The fight over the SAVE Act has become the central battle for Republicans in both chambers, pitting a House-approved voter ID bill against Senate procedure and the filibuster. This piece walks through why the act matters to President Trump and GOP lawmakers, how the filibuster and cloture rules complicate passage, and why some Republicans favor inventive tactics while others warn of big risks. Expect a clear look at talking filibusters, Rule XIX, adjournment strategy, and the political trade-offs at stake.
President Trump made the SAVE Act a clear priority and used his State of the Union to press lawmakers directly, urging them “to approve the SAVE America Act to stop illegal aliens and other unpermitted persons from voting in our sacred American elections.” The House moved swiftly, passing proof-of-citizenship requirements 218-213, but the Senate remains the roadblock. For Republicans, that means confronting the filibuster or finding ways to work around it.
The president doubled down on social media as well, declaring “The Republicans MUST DO, with PASSION, and at the expense of everything else, THE SAVE AMERICA ACT.” That tone has fed urgency in the House and among allied senators, but it also puts pressure on Senate leaders to choose between bold moves and procedural caution. Some GOP senators are openly weighing changes to the filibuster or creative uses of current rules to get the bill to a vote.
At its core the Senate requires 60 votes to invoke cloture and end extended debate, a rule the chamber has used in earnest since March 8, 1917. Cloture votes themselves eat up days, and modern practice often replaces dramatic floor speeches with quiet deal-making offstage. Opponents can simply signal they will block a measure, forcing the majority to run the clock through procedural steps that slow legislation to a crawl.
Unlimited debate is the Senate’s defining feature, but most modern filibusters are procedural rather than theatrical. Senators can speak at length when they choose, and time agreements can limit that, but more commonly a filibuster looks like a demand for repeated cloture votes. Each cloture motion takes chunks of time, so even when a bill has widespread support, the process can be stalled for days.
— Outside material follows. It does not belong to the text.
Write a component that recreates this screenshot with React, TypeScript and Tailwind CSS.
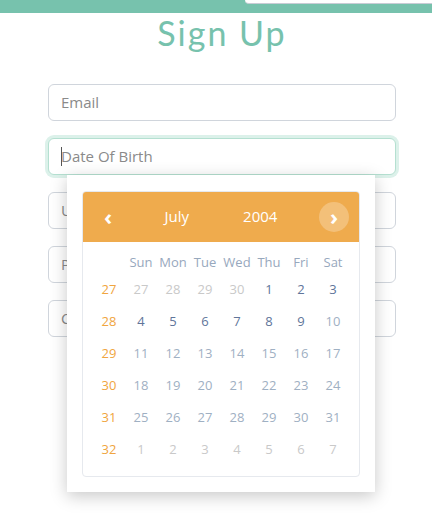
import React from "react";

type Cell = { n: number; kind: "other" | "dark" | "light" };

const dayNames = ["Sun", "Mon", "Tue", "Wed", "Thu", "Fri", "Sat"];

const weeks: { week: number; days: Cell[] }[] = [
  {
    week: 27,
    days: [
      { n: 27, kind: "other" },
      { n: 28, kind: "other" },
      { n: 29, kind: "other" },
      { n: 30, kind: "other" },
      { n: 1, kind: "dark" },
      { n: 2, kind: "dark" },
      { n: 3, kind: "dark" },
    ],
  },
  {
    week: 28,
    days: [4, 5, 6, 7, 8, 9].map((n) => ({ n, kind: "dark" as const })).concat([{ n: 10, kind: "light" }]),
  },
  { week: 29, days: [11, 12, 13, 14, 15, 16, 17].map((n) => ({ n, kind: "light" as const })) },
  { week: 30, days: [18, 19, 20, 21, 22, 23, 24].map((n) => ({ n, kind: "light" as const })) },
  { week: 31, days: [25, 26, 27, 28, 29, 30, 31].map((n) => ({ n, kind: "light" as const })) },
  { week: 32, days: [1, 2, 3, 4, 5, 6, 7].map((n) => ({ n, kind: "other" as const })) },
];

const dayColor = {
  other: "text-[#c9c9c9]",
  dark: "text-[#60759a]",
  light: "text-[#9fb0c3]",
};

function Field({ label }: { label: string }) {
  return (
    <div className="h-[37px] rounded-[6px] border border-[#d0d5dc] bg-white px-[12px] flex items-center text-[15px] text-[#8a8a8a]">
      {label}
    </div>
  );
}

function Calendar() {
  return (
    <div className="absolute left-[19px] top-[37px] z-10 w-[308px] bg-white p-[15px] pt-[16px] shadow-[0_4px_16px_rgba(0,0,0,0.22)]">
      <div className="rounded-[4px] border border-[#e6e9ee] overflow-hidden">
        <div className="h-[50px] bg-[#efab4d] px-[10px] flex items-center text-white text-[15px]">
          <button className="w-[30px] h-[30px] rounded-full flex items-center justify-center text-[22px] font-bold leading-none pb-[3px]">
            ‹
          </button>
          <div className="flex-1 flex justify-center gap-[54px] pb-[1px]">
            <span>July</span>
            <span>2004</span>
          </div>
          <button className="w-[30px] h-[30px] rounded-full bg-white/25 flex items-center justify-center text-[22px] font-bold leading-none pb-[3px]">
            ›
          </button>
        </div>
        <div className="px-[10px] pt-[10px] pb-[10px] text-[13px]">
          <div className="grid grid-cols-8">
            <div className="h-[22px]" />
            {dayNames.map((d) => (
              <div key={d} className="h-[22px] flex items-center justify-center text-[#97a8bd]">
                {d}
              </div>
            ))}
          </div>
          {weeks.map((w) => (
            <div key={w.week} className="grid grid-cols-8">
              <div className="h-[32px] flex items-center justify-center text-[#f0a540]">{w.week}</div>
              {w.days.map((c, i) => (
                <div key={i} className={`h-[32px] flex items-center justify-center ${dayColor[c.kind]}`}>
                  {c.n}
                </div>
              ))}
            </div>
          ))}
        </div>
      </div>
    </div>
  );
}

export default function App() {
  return (
    <div className="w-[432px] h-[518px] bg-white overflow-hidden font-['Open_Sans',sans-serif]">
      <div className="relative h-[13px] bg-[#77c2ad]">
        <div className="absolute right-0 top-0 w-[187px] h-[4px] bg-white rounded-bl-[6px] border-b border-[#c9ccd6]" />
      </div>
      <h1 className="pl-[12px] text-center text-[34px] leading-[40px] text-[#77c2ad] font-['Lato',sans-serif] tracking-[2px]">
        Sign Up
      </h1>
      <div className="mt-[31px] px-[48px] pr-[36px] flex flex-col gap-[17px]">
        <Field label="Email" />
        <div className="relative">
          <div className="h-[37px] rounded-[6px] border border-[#b5e0d1] bg-white px-[12px] flex items-center text-[15px] text-[#8a8a8a] ring-[3px] ring-[#dcf1ea]">
            <span className="w-px h-[19px] bg-[#555] -mr-px" />
            Date Of Birth
          </div>
          <Calendar />
        </div>
        <Field label="Username" />
        <Field label="Password" />
        <Field label="Confirm Password" />
      </div>
    </div>
  );
}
Yes, senators do sometimes mount literal talking filibusters—long speeches designed to delay. Iconic examples inform public perception, but those spectacles don’t always have the practical effect people assume. For instance, a record 25 hour and 8 minute speech by Sen. Cory Booker last year delayed a confirmation vote only briefly, illustrating how theater and actual procedural roadblocks aren’t always the same thing.
Other theatrical efforts have faced similar limits. Sen. Ted Cruz once spoke for more than 21 hours trying to derail Obamacare funding, even reading “Green Eggs and Ham” during his stint, yet the Senate’s procedural calendar already had a plan that curtailed the long speech. Those episodes show why a literal talking filibuster can be brittle when the majority controls key parts of the floor schedule.
Republicans pushing the talking-filibuster route argue they can exhaust opponents by forcing continuous debate until Democrats run out of opportunities to speak. They point to Senate Rule XIX, which states that “no senator shall speak more than twice upon any one question in debate on the same legislative day.” The logic is simple: limit repeats, bleed the minority, then hold an up-or-down vote requiring only a simple majority.
But the Rule XIX approach trips over technicalities. What counts as a “question” can be the underlying bill, an amendment, or a motion, and the Senate cycles through first- and second-degree amendments, multiplying chances to speak. The definition of a “legislative day” also matters because the chamber can adjourn or recess to reset that clock, and Senate leaders control much of that flow.
Senate Majority Leader John Thune holds a lot of the cards, including whether to adjourn or recess, and his caution reflects the stakes. “This process is more complicated and risky than people are assuming at the moment,” said Thune. If talking filibuster backers prevent adjournment, they can force a Monday legislative day to carry into Tuesday, thwarting plans to limit speeches and move to a vote.
The amendment tree is another tool that complicates a talking-filibuster gambit. Majority leaders traditionally “fill the tree” with noncontroversial amendments to limit what can be offered, and filing cloture both ends debate and blocks a flood of hostile amendments. That’s why managing cloture isn’t just about overcoming a filibuster; it’s about denying the minority opportunities to put the majority on record with damaging amendment votes.
That risk is exactly what critics warn about. “If you don’t think Democrats have a laundry list of amendments, talking about who won the 2020 election, talking about the Epstein files – if you don’t think they have a quiver full of these amendments that they’re ready to get Republican votes on the record, then I’ve got a bridge to sell you,” said George Washington University political science professor Casey Burgat. Those looming amendment fights could trap Republicans into unwanted roll calls.
There are also practical trade-offs: a prolonged talking filibuster can block a DHS funding bill and delay confirmations, including for Homeland Security leadership. Some Republicans fear those collateral costs outweigh the potential upside of forcing a SAVE Act vote without cloture. As a result, even with the president’s push, Senate leaders face a hard choice between procedural boldness and protecting other priorities.